The society offers period rooms, exhibits, tours led by costumed interpreters, group tours, gardens, farm animals, summer camps, lectures, research center access, and picnic tables. Reservations are required for group tours, and picnic tables are available with advance notice. Group tours focus on pioneer or Dakotah life, although tours can be given other areas of emphasis upon request. Students as young as preschoolers are welcome. The research center is open by appointment only.

Charlevoix Historical Society and Harsha House Museum [MI]

Description

The Charlevoix Historical Society seeks to preserve and share the history of the Charlevoix, MI area and its people. To this end, the society operates the Harsha House Museum. The 1891 Harsha House contains three period rooms, local history exhibits, a 1917 player piano, and a research library with oral histories.

The society offers exhibits, period rooms, research library access, and research assistance.

The Slaughter Ranch [AZ]

Description

The Slaughter Ranch is a 19th century ranch once owned by "Texas" John Slaughter, a powerful cattle rancher and legendary sheriff in modern day Arizona. The 1893 ranch consists of a five bedroom ranch house, an ice house, a wash house, a granary, a commissary, and a car shed.

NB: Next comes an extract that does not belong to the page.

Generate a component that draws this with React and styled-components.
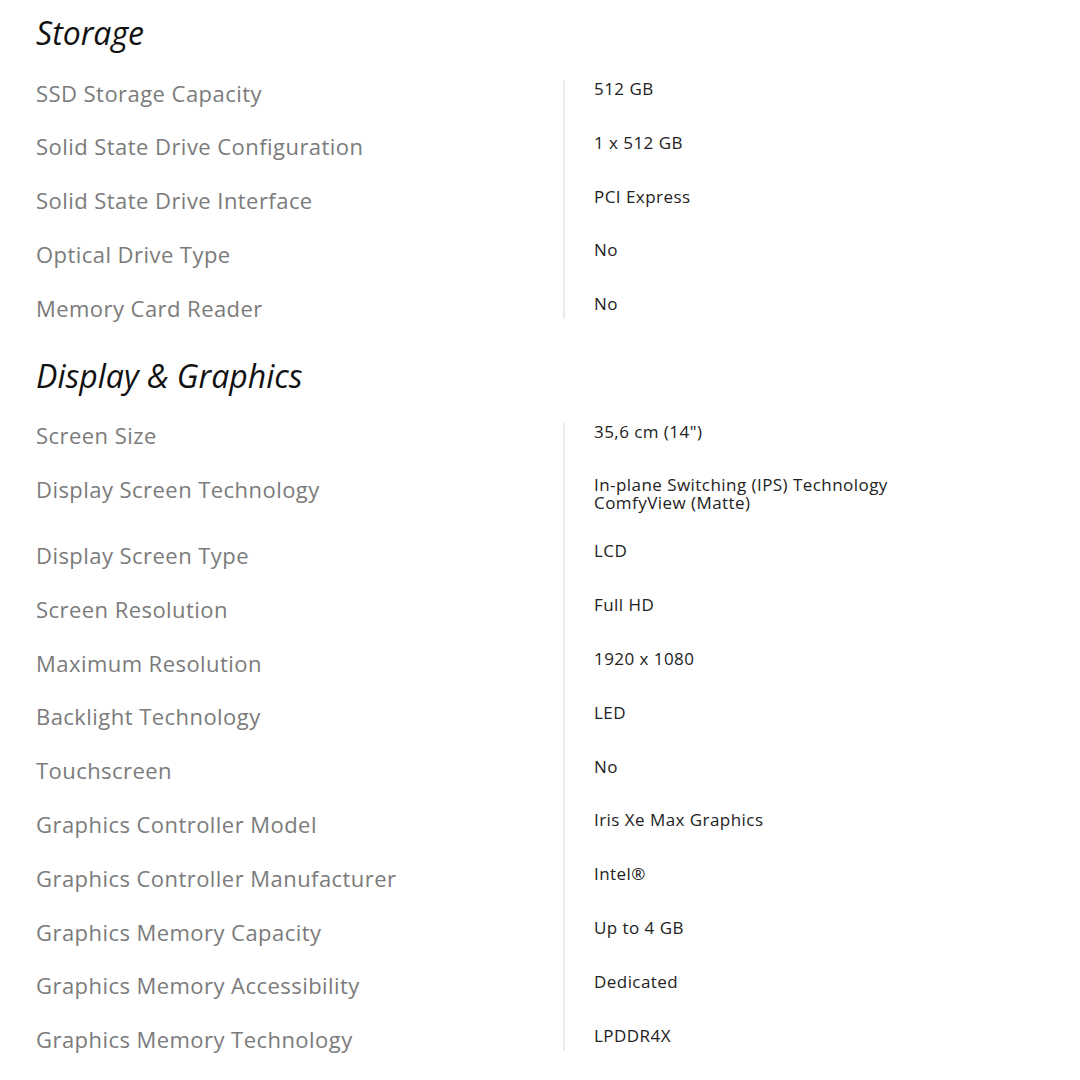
import React from 'react';
import styled, { createGlobalStyle } from 'styled-components';

const GlobalStyle = createGlobalStyle`
  html, body {
    margin: 0;
    padding: 0;
    background: #ffffff;
  }
  body {
    font-family: "Open Sans", "Noto Sans", Arial, sans-serif;
  }
`;

const Page = styled.main`
  width: 1080px;
  min-height: 1080px;
  box-sizing: border-box;
  padding: 13px 36px 0;
  display: flex;
  flex-direction: column;
  gap: 34px;
`;

const Section = styled.section`
  display: flex;
  flex-direction: column;
`;

const Heading = styled.h2`
  margin: 0 0 25.5px;
  font-size: 32px;
  line-height: 40px;
  font-style: italic;
  font-weight: 400;
  color: #111111;
`;

const SpecGrid = styled.div`
  display: grid;
  grid-template-columns: 527px 2px 1fr;
`;

const Divider = styled.span`
  grid-column: 2;
  grid-row: 1 / span ${props => props.rows};
  background: #ebebeb;
  margin: 1.5px 0 2.5px;
`;

const Label = styled.div`
  grid-column: 1;
  font-size: 22px;
  line-height: 28px;
  letter-spacing: 0.45px;
  color: #7b7b7b;
  padding-bottom: ${props => (props.last ? '0' : '25.8px')};
`;

const Value = styled.div`
  grid-column: 3;
  padding: 1.5px 0 ${props => (props.last ? '0' : '28.5px')} 29px;
  font-size: 17px;
  line-height: 18px;
  letter-spacing: 0.45px;
  color: #222222;
`;

const sections = [
  {
    title: 'Storage',
    rows: [
      ['SSD Storage Capacity', ['512 GB']],
      ['Solid State Drive Configuration', ['1 x 512 GB']],
      ['Solid State Drive Interface', ['PCI Express']],
      ['Optical Drive Type', ['No']],
      ['Memory Card Reader', ['No']],
    ],
  },
  {
    title: 'Display & Graphics',
    rows: [
      ['Screen Size', ['35,6 cm (14")']],
      ['Display Screen Technology', ['In-plane Switching (IPS) Technology', 'ComfyView (Matte)']],
      ['Display Screen Type', ['LCD']],
      ['Screen Resolution', ['Full HD']],
      ['Maximum Resolution', ['1920 x 1080']],
      ['Backlight Technology', ['LED']],
      ['Touchscreen', ['No']],
      ['Graphics Controller Model', ['Iris Xe Max Graphics']],
      ['Graphics Controller Manufacturer', ['Intel®']],
      ['Graphics Memory Capacity', ['Up to 4 GB']],
      ['Graphics Memory Accessibility', ['Dedicated']],
      ['Graphics Memory Technology', ['LPDDR4X']],
    ],
  },
];

function SpecSection({ title, rows }) {
  return (
    <Section>
      <Heading>{title}</Heading>
      <SpecGrid>
        <Divider rows={rows.length} />
        {rows.map(([label, lines], i) => {
          const last = i === rows.length - 1;
          return (
            <React.Fragment key={label}>
              <Label last={last}>{label}</Label>
              <Value last={last}>
                {lines.map(line => <div key={line}>{line}</div>)}
              </Value>
            </React.Fragment>
          );
        })}
      </SpecGrid>
    </Section>
  );
}

export default function App() {
  return (
    <>
      <GlobalStyle />
      <Page>
        {sections.map(s => <SpecSection key={s.title} {...s} />)}
      </Page>
    </>
  );
}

Groups may tour the house and grounds, as well as use the designated picnic area.

Braintree Historical Society, Sylvanus Thayer Birthplace, and Museum [MA]

Description

The Braintree Historical Society seeks to preserve and share the history of Braintree, MA and its people. To this end, the society operates the Gilbert Bean Museum of local history, a research library, and the Sylvanus Thayer Birthplace. The research library collections include town records dating from 1640 onward, archival materials, and a display of military artifacts. Thayer (1785-1872) advocated engineering education, and is known as the "father of West Point." His birthplace holds exhibits on the railway, military history, and coopers, as well as circa 1785 period rooms.

The society offers exhibits, period rooms, guided tours of the Thayer house, and research library access. Appointments are necessary for all visits, with the exception of Thayer house tours taking place April through November.